# Job:
Extract, from the records beneath this instruction, each line that contains the word "page".

(begin)

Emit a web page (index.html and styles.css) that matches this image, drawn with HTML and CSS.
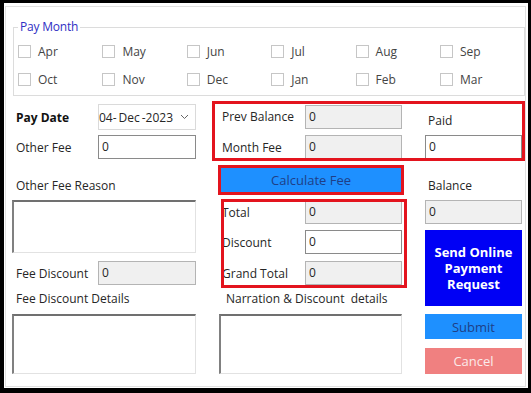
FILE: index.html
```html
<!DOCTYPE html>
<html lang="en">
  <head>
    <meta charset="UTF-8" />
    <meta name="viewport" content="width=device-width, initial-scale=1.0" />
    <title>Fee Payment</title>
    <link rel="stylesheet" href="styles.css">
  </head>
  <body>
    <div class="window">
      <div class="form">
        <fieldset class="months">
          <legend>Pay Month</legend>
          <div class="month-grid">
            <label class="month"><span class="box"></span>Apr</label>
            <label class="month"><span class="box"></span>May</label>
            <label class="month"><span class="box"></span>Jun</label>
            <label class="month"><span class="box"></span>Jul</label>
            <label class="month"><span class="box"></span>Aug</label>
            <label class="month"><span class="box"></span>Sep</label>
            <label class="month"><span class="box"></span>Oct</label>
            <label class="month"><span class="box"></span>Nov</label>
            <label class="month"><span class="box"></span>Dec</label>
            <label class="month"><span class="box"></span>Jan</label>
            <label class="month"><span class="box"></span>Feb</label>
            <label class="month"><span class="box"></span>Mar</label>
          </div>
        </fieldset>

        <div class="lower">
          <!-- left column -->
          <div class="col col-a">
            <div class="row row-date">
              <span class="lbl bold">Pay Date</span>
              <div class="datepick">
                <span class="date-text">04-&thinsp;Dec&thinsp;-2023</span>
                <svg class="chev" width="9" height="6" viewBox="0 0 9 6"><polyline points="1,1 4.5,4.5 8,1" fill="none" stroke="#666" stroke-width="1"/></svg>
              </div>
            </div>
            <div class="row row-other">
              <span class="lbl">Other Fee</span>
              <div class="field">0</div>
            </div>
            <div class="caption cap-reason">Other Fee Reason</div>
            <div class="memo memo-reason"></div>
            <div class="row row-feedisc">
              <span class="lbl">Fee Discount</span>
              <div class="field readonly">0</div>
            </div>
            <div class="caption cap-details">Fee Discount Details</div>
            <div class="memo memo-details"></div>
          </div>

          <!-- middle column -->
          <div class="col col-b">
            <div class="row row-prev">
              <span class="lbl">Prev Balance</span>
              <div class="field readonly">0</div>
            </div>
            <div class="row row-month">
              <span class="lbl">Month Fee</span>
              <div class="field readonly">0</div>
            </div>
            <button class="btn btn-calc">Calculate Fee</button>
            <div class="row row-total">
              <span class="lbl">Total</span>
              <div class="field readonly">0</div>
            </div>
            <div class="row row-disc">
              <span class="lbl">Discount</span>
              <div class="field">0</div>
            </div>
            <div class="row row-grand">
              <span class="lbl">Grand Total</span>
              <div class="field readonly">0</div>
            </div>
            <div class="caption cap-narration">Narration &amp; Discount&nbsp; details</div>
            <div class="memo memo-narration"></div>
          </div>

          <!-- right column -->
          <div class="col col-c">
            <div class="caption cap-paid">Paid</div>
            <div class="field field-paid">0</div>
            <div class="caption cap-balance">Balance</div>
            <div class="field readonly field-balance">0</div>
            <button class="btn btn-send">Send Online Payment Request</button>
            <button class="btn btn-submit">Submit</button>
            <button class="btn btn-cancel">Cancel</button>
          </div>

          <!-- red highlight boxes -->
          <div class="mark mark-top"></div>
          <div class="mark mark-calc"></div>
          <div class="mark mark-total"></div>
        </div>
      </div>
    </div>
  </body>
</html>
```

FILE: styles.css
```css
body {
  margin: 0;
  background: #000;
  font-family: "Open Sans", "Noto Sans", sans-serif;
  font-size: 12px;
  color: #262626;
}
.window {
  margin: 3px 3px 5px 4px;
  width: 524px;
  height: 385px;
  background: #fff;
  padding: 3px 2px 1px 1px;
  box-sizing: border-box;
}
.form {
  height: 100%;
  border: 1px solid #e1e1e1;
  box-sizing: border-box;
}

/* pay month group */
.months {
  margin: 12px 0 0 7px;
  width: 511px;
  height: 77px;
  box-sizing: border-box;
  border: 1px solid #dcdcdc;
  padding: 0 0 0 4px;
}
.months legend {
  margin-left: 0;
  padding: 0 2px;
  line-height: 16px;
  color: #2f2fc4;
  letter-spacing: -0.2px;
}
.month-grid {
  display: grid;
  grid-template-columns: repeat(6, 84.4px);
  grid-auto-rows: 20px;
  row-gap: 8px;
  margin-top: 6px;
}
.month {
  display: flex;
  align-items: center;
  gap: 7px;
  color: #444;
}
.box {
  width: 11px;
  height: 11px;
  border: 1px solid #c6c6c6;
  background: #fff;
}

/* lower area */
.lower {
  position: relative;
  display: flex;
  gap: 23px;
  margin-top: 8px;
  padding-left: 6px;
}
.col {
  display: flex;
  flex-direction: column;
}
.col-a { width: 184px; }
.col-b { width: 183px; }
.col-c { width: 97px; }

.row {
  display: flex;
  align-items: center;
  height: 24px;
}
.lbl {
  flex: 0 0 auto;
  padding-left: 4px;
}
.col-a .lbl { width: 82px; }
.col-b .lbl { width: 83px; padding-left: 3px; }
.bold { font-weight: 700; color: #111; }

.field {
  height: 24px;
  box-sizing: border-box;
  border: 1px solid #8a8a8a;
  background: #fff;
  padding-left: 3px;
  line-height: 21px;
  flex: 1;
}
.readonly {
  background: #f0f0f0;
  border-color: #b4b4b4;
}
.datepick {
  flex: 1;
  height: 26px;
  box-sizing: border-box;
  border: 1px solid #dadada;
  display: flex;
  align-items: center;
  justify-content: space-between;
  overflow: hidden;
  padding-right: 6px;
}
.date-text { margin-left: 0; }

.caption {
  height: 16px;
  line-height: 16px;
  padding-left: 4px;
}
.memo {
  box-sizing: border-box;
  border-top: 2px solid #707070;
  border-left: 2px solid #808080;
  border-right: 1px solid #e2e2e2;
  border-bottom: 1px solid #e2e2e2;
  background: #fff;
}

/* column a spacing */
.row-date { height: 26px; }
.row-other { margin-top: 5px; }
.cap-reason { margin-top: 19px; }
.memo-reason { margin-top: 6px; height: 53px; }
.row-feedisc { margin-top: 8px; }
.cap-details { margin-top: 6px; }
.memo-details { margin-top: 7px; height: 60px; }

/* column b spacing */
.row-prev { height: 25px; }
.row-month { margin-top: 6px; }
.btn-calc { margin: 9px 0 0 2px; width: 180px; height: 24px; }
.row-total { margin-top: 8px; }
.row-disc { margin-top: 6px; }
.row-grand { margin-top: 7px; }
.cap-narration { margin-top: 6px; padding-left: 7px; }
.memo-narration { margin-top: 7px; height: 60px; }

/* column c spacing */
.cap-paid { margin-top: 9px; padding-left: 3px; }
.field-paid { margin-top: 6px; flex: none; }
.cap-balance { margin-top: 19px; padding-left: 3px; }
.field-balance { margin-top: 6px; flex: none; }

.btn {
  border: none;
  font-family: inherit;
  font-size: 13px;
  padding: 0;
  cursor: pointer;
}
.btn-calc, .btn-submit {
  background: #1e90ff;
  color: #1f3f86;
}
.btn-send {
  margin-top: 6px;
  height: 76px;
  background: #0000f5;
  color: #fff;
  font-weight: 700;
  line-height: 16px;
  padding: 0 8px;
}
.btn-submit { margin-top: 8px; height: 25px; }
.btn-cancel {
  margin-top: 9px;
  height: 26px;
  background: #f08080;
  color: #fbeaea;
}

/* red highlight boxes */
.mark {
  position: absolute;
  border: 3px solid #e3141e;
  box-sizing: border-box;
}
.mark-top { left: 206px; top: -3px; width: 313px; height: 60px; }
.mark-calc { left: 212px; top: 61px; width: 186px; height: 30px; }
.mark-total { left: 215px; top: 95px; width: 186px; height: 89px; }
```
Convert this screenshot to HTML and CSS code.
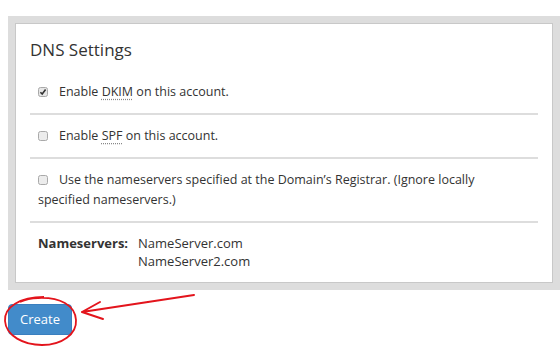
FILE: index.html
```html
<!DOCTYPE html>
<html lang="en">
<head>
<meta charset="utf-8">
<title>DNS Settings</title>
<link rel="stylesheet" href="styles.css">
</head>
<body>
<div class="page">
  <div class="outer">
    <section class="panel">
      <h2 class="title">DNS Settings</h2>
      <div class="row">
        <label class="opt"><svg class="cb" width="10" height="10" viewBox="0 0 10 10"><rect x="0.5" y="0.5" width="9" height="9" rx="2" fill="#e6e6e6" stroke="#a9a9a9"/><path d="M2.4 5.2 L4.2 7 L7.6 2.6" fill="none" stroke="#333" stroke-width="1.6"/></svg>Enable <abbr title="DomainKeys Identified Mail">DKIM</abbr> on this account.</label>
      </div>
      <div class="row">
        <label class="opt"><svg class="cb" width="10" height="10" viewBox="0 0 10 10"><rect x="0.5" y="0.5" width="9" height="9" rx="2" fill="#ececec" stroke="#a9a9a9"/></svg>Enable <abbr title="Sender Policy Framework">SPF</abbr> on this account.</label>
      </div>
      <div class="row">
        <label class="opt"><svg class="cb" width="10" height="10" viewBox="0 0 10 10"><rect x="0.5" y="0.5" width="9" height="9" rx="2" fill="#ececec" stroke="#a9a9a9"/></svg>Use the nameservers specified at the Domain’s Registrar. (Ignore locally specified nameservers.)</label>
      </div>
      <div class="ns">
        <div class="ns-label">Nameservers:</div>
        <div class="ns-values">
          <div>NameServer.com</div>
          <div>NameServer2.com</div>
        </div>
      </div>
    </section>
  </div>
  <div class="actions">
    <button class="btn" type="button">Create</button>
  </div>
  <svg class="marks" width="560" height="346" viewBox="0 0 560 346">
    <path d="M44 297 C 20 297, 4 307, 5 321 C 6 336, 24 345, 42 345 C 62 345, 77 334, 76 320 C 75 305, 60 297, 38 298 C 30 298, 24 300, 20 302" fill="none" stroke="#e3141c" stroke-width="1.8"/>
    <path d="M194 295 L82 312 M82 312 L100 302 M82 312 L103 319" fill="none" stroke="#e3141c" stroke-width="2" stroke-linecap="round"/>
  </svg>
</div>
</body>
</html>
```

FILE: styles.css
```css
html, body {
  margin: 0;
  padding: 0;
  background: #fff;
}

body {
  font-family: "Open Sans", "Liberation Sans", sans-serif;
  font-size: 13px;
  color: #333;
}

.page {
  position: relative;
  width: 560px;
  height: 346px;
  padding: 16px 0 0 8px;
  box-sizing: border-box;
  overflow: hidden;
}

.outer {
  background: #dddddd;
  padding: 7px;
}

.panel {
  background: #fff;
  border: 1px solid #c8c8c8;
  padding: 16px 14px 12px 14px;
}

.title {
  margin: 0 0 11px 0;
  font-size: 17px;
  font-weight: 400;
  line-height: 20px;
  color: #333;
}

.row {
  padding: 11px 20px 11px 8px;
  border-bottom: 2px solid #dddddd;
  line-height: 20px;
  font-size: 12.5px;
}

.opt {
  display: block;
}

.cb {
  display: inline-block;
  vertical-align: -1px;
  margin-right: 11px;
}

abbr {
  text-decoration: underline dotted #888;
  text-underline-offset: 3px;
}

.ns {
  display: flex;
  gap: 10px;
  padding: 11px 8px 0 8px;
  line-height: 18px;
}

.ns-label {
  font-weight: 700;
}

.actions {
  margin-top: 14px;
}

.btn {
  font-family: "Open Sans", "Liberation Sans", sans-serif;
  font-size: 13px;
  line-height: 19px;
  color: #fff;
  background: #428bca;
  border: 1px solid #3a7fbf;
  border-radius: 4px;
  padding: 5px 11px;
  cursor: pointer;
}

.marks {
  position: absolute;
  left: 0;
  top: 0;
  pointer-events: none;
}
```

(end)

# The answer:
Emit a web page (index.html and styles.css) that matches this image, drawn with HTML and CSS.
<div class="page">
.page {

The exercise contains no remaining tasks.